The Chinese authorities have taken some actions against this, but clearly they've not done enough, and they remain.
REP. SHERMAN: But so -- these actions they've taken, that you've bought off on for the most part, and apologize for here, are so ineffective that it's easier to buy pirated goods in China than it is to buy chewing gum here in the United States.
MS. ESPINEL: I would also want to take this opportunity to point out that while we have various fora that we have been encouraging the Chinese to do a better job here, one of the most effective tools that we have at USTR, and, of course -- is WTO dispute settlement.
And we have recently filed cases against China at the WTO. That is something the Chinese government is obviously quite displeased with our doing so.
REP. SHERMAN: They're quite displeased because they tell. You they put on an act in front of you, and you buy it.

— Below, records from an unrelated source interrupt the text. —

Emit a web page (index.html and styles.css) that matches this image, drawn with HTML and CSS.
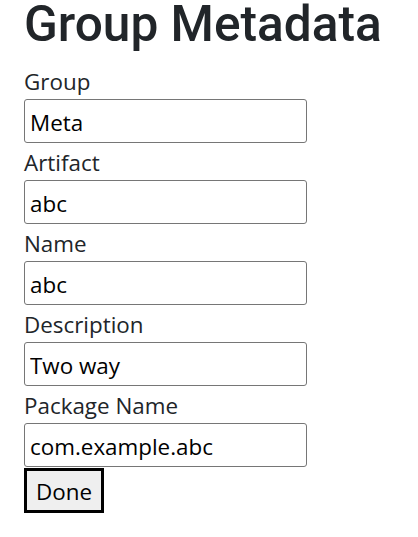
FILE: index.html
```html
<!DOCTYPE html>
<html lang="en">
<head>
<meta charset="utf-8">
<title>Group Metadata</title>
<link rel="stylesheet" href="styles.css">
</head>
<body>
<main class="page">
  <h1 class="title">Group Metadata</h1>
  <form class="form">
    <label class="field-label" for="group">Group</label>
    <input class="field-input" id="group" type="text" value="Meta">
    <label class="field-label" for="artifact">Artifact</label>
    <input class="field-input" id="artifact" type="text" value="abc">
    <label class="field-label" for="name">Name</label>
    <input class="field-input" id="name" type="text" value="abc">
    <label class="field-label" for="description">Description</label>
    <input class="field-input" id="description" type="text" value="Two way">
    <label class="field-label" for="package">Package Name</label>
    <input class="field-input" id="package" type="text" value="com.example.abc">
    <button class="done-button" type="button">Done</button>
  </form>
</main>
</body>
</html>
```
FILE: styles.css
```css
html, body {
  margin: 0;
  padding: 0;
  background: #ffffff;
}

body {
  font-family: "Open Sans", "Noto Sans", sans-serif;
  font-size: 22.4px;
  color: #212529;
}

.page {
  padding: 0 24px;
}

.title {
  margin: 0 0 13px;
  font-family: Roboto, "Open Sans", sans-serif;
  font-weight: 500;
  font-size: 49.6px;
  line-height: 49px;
  color: #212529;
  white-space: nowrap;
}

.form {
  display: flex;
  flex-direction: column;
  align-items: flex-start;
}

.field-label {
  display: block;
  padding-top: 5px;
  margin-bottom: 2px;
  line-height: 30px;
  color: #212529;
}

.field-input {
  box-sizing: border-box;
  width: 283px;
  height: 44px;
  margin: 0;
  padding: 2px 5px 0;
  border: 1px solid #767676;
  border-radius: 3px;
  background: #ffffff;
  font-family: "Open Sans", "Noto Sans", sans-serif;
  font-size: 22.4px;
  color: #000000;
  outline: none;
}

.done-button {
  box-sizing: border-box;
  margin-top: 1px;
  width: 80px;
  height: 45px;
  padding: 1px 0 0;
  border: 3px solid #000000;
  border-radius: 0;
  background: #efefef;
  font-family: "Open Sans", "Noto Sans", sans-serif;
  font-size: 22.4px;
  color: #000000;
  text-align: center;
}
```
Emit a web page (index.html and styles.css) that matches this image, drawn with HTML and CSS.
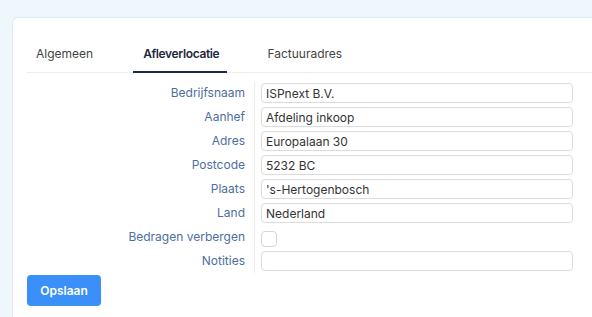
FILE: index.html
```html
<!DOCTYPE html>
<html lang="nl">
<head>
  <meta charset="UTF-8">
  <meta name="viewport" content="width=device-width, initial-scale=1.0">
  <title>Afleverlocatie</title>
  <link rel="stylesheet" href="styles.css">
</head>
<body>
  <!-- kaart -->
  <div class="card">
    <!-- tabs -->
    <div class="tabs">
      <div class="tab">Algemeen</div>
      <div class="tab active">Afleverlocatie</div>
      <div class="tab">Factuuradres</div>
    </div>
    <!-- formulier -->
    <form class="form">
      <label class="form-label">Bedrijfsnaam</label>
      <div class="form-field"><input class="input" type="text" value="ISPnext B.V."></div>
      <label class="form-label">Aanhef</label>
      <div class="form-field"><input class="input" type="text" value="Afdeling inkoop"></div>
      <label class="form-label">Adres</label>
      <div class="form-field"><input class="input" type="text" value="Europalaan 30"></div>
      <label class="form-label">Postcode</label>
      <div class="form-field"><input class="input" type="text" value="5232 BC"></div>
      <label class="form-label">Plaats</label>
      <div class="form-field"><input class="input" type="text" value="'s-Hertogenbosch"></div>
      <label class="form-label">Land</label>
      <div class="form-field"><input class="input" type="text" value="Nederland"></div>
      <label class="form-label">Bedragen verbergen</label>
      <div class="form-field"><span class="checkbox"></span></div>
      <label class="form-label">Notities</label>
      <div class="form-field"><input class="input" type="text" value=""></div>
    </form>
    <button class="btn-save" type="button">Opslaan</button>
  </div>
</body>
</html>
```

FILE: styles.css
```css
/* basis */
html, body {
  margin: 0;
  padding: 0;
  height: 100%;
  overflow: hidden;
}
body {
  background: #eef7fc;
  font-family: Inter, "Noto Sans", sans-serif;
  font-size: 12px;
  color: #333;
}
/* kaart */
.card {
  margin: 17px -20px 0 12px;
  height: calc(100vh - 17px);
  background: #fff;
  border: 1px solid #d9ebf8;
  border-bottom: 0;
  border-radius: 6px 0 0 0;
  padding: 0 0 0 14px;
  box-sizing: border-box;
  overflow: hidden;
}
/* tabs */
.tabs {
  display: flex;
  gap: 31px;
  padding-top: 28px;
  border-bottom: 1px solid #ececec;
}
.tab {
  padding: 0 9px 10px;
  font-size: 12px;
  color: #444;
  border-bottom: 2px solid transparent;
  margin-bottom: -1px;
}
.tab.active {
  padding: 0 8px 10px 10px;
  font-weight: 600;
  letter-spacing: -0.35px;
  color: #1f2740;
  border-bottom-color: #1f2b4d;
}
/* formulier */
.form {
  display: grid;
  grid-template-columns: 218px 1fr;
  column-gap: 9px;
  padding-top: 8px;
  width: 546px;
}
.form-label {
  text-align: right;
  color: #4d6e9e;
  line-height: 24px;
  height: 24px;
}
.form-field {
  border-left: 1px solid #ececec;
  padding-left: 6px;
  height: 24px;
  display: flex;
  align-items: center;
}
.input {
  width: 312px;
  height: 20px;
  box-sizing: border-box;
  border: 1px solid #dcdcdc;
  border-radius: 4px;
  padding: 0 4px;
  font-family: inherit;
  font-size: 12px;
  color: #333;
  outline: none;
}
.checkbox {
  width: 16px;
  height: 16px;
  box-sizing: border-box;
  border: 1px solid #d6d6d6;
  border-radius: 4px;
  margin-top: 3px;
}
/* knop */
.btn-save {
  margin-top: 2px;
  width: 74px;
  height: 31px;
  border: none;
  border-radius: 4px;
  background: #3b8ff9;
  color: #fff;
  font-family: inherit;
  font-size: 12px;
  font-weight: 600;
}
```
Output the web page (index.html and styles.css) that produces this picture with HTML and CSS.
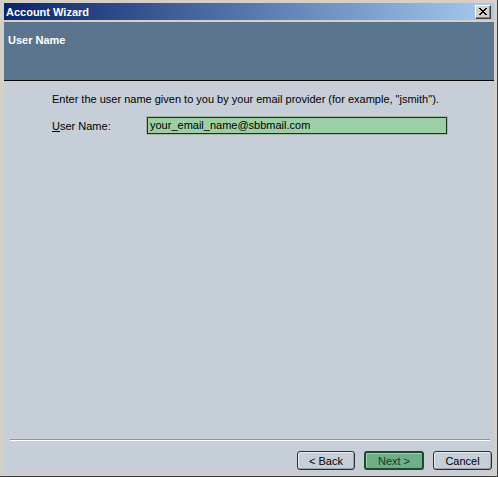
FILE: index.html
```html
<!DOCTYPE html>
<html>
<head>
<meta charset="utf-8">
<link rel="stylesheet" href="styles.css">
</head>
<body>
<div class="window">
  <div class="titlebar">
    <span class="title">Account Wizard</span>
    <span class="close">
      <svg width="8" height="7" viewBox="0 0 8 7" shape-rendering="crispEdges">
        <path d="M0 0h2v1H0zM6 0h2v1H6zM1 1h2v1H1zM5 1h2v1H5zM2 2h4v1H2zM3 3h2v1H3zM2 4h4v1H2zM1 5h2v1H1zM5 5h2v1H5zM0 6h2v1H0zM6 6h2v1H6z" fill="#000"/>
      </svg>
    </span>
  </div>
  <div class="header">User Name</div>
  <div class="content">
    <p class="intro">Enter the user name given to you by your email provider (for example, "jsmith").</p>
    <div class="field">
      <label class="label"><u>U</u>ser Name:</label>
      <div class="input">your_email_name@sbbmail.com</div>
    </div>
    <div class="footer">
      <div class="sep"></div>
      <div class="buttons">
        <button class="btn back">&lt; Back</button>
        <button class="btn next">Next &gt;</button>
        <button class="btn cancel">Cancel</button>
      </div>
    </div>
  </div>
</div>
</body>
</html>
```

FILE: styles.css
```css
html, body {
  margin: 0;
  padding: 0;
  background: #d4d0c8;
}
body {
  font-family: "Liberation Sans", Arial, sans-serif;
  font-size: 11px;
}
.window {
  width: 498px;
  height: 477px;
  box-sizing: border-box;
  background: #d4d0c8;
  border-right: 1px solid #404040;
  border-bottom: 1px solid #404040;
  padding: 3px 3px 3px 4px;
  display: flex;
  flex-direction: column;
}
.titlebar {
  height: 17px;
  flex: none;
  display: flex;
  align-items: center;
  justify-content: space-between;
  background: linear-gradient(to right, #0a246a, #a6caf0);
  padding: 0 3px 0 2px;
}
.title {
  color: #fff;
  font-weight: bold;
  font-size: 11px;
}
.close {
  width: 16px;
  height: 14px;
  box-sizing: border-box;
  background: #d4d0c8;
  border: 1px solid;
  border-color: #fff #404040 #404040 #fff;
  box-shadow: inset -1px -1px 0 #808080;
  display: flex;
  align-items: center;
  justify-content: center;
  padding: 0 1px 1px 0;
}
.close svg { display: block; }
.header {
  margin-top: 2px;
  flex: none;
  box-sizing: border-box;
  background: #5b758f;
  border-bottom: 1px solid #000;
  height: 59px;
  color: #fff;
  font-weight: bold;
  font-size: 11px;
  padding: 12px 0 0 4px;
}
.content {
  flex: 1;
  background: #c6ced8;
  display: flex;
  flex-direction: column;
  padding: 12px 0 3px 48px;
}
.intro {
  margin: 0;
  color: #000;
  line-height: 13px;
}
.field {
  display: flex;
  align-items: center;
  margin-top: 11px;
}
.label {
  width: 95px;
  color: #000;
}
.input {
  width: 300px;
  height: 17px;
  box-sizing: border-box;
  background: #9dcfa7;
  border: 1px solid #1f2f25;
  box-shadow: 0 0 0 1px #a8b4a8;
  padding: 1px 0 0 2px;
  line-height: 13px;
  color: #000;
}
.footer {
  margin-top: auto;
  margin-left: -42px;
  margin-right: 4px;
}
.sep {
  border-top: 1px solid #8a96a4;
  border-bottom: 1px solid #fff;
  height: 0;
}
.buttons {
  display: flex;
  justify-content: flex-end;
  gap: 9px;
  margin-top: 10px;
  margin-right: -2px;
}
.btn {
  height: 19px;
  box-sizing: border-box;
  font-family: "Liberation Sans", Arial, sans-serif;
  font-size: 11px;
  color: #000;
  background: #c6ced8;
  border: 1px solid #2a2e33;
  border-radius: 3px;
  box-shadow: inset 1px 1px 0 #e6eaf0, inset -1px -1px 0 #9aa4b0;
  padding: 0;
  margin: 0;
}
.back { width: 58px; }
.next {
  width: 60px;
  background: #6fae88;
  border: 2px solid #1d4a2c;
  box-shadow: inset 1px 1px 0 #9fd0b0;
  color: #183820;
}
.cancel { width: 59px; }
```
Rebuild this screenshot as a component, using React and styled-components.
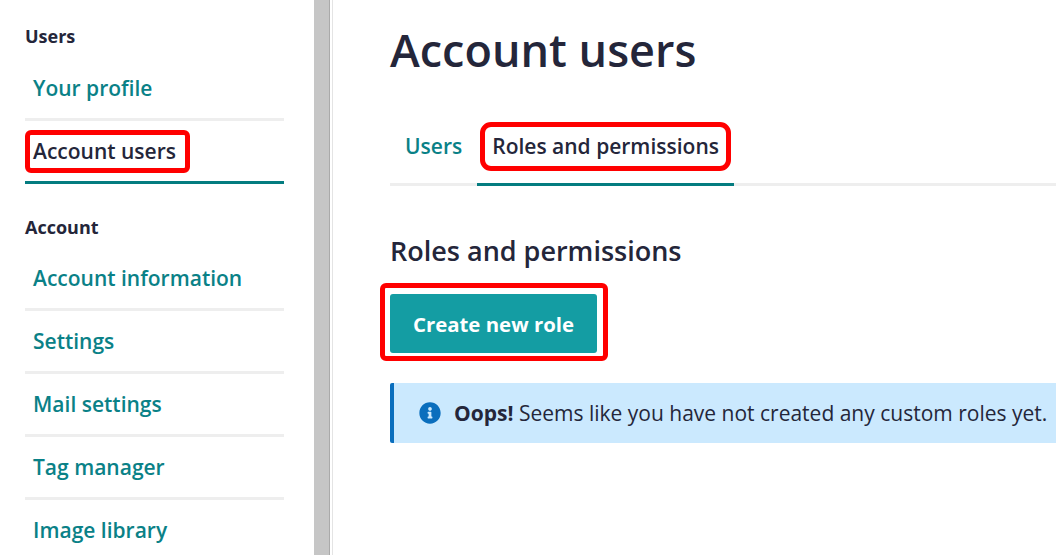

They're quite displeased because they can walk into a room, point to the most recent highly ineffectual action you've taken, pound the table, cry, if they're really good actors, and convince you that way that your ineffectual actions are somehow having some effect, and then leave, and then laugh, but only behind your back.
MS. ESPINEL: Well, I would say that it is certainly our hope that the cases we have brought at the WTO will not be as ineffectual as you seem to think that they will be.
We have rights at the WTO. We chose to exercise those rights when it became clear that we were going to be able to resolve some of our differences with China.
And it is my personal belief that these cases, while certainly not addressing the entire IP issue in China, will be effective in increasing enforcement in China.
REP. SHERMAN: I yield back. My time has expired.
REP. BERMAN: If extra time would bring a consensus --
REP. SHERMAN: If I could have just 30 seconds, I would like to commend to the chair, the bill that's been introduced in the Senate, and three of us introduced in the House and that is the Intellectual Property Rights Enforcement Act. And I hope that we either pass that separately or, better yet, put it in a larger package. And I think that will put us -- that we'll have a strong support in the Senate for that approach.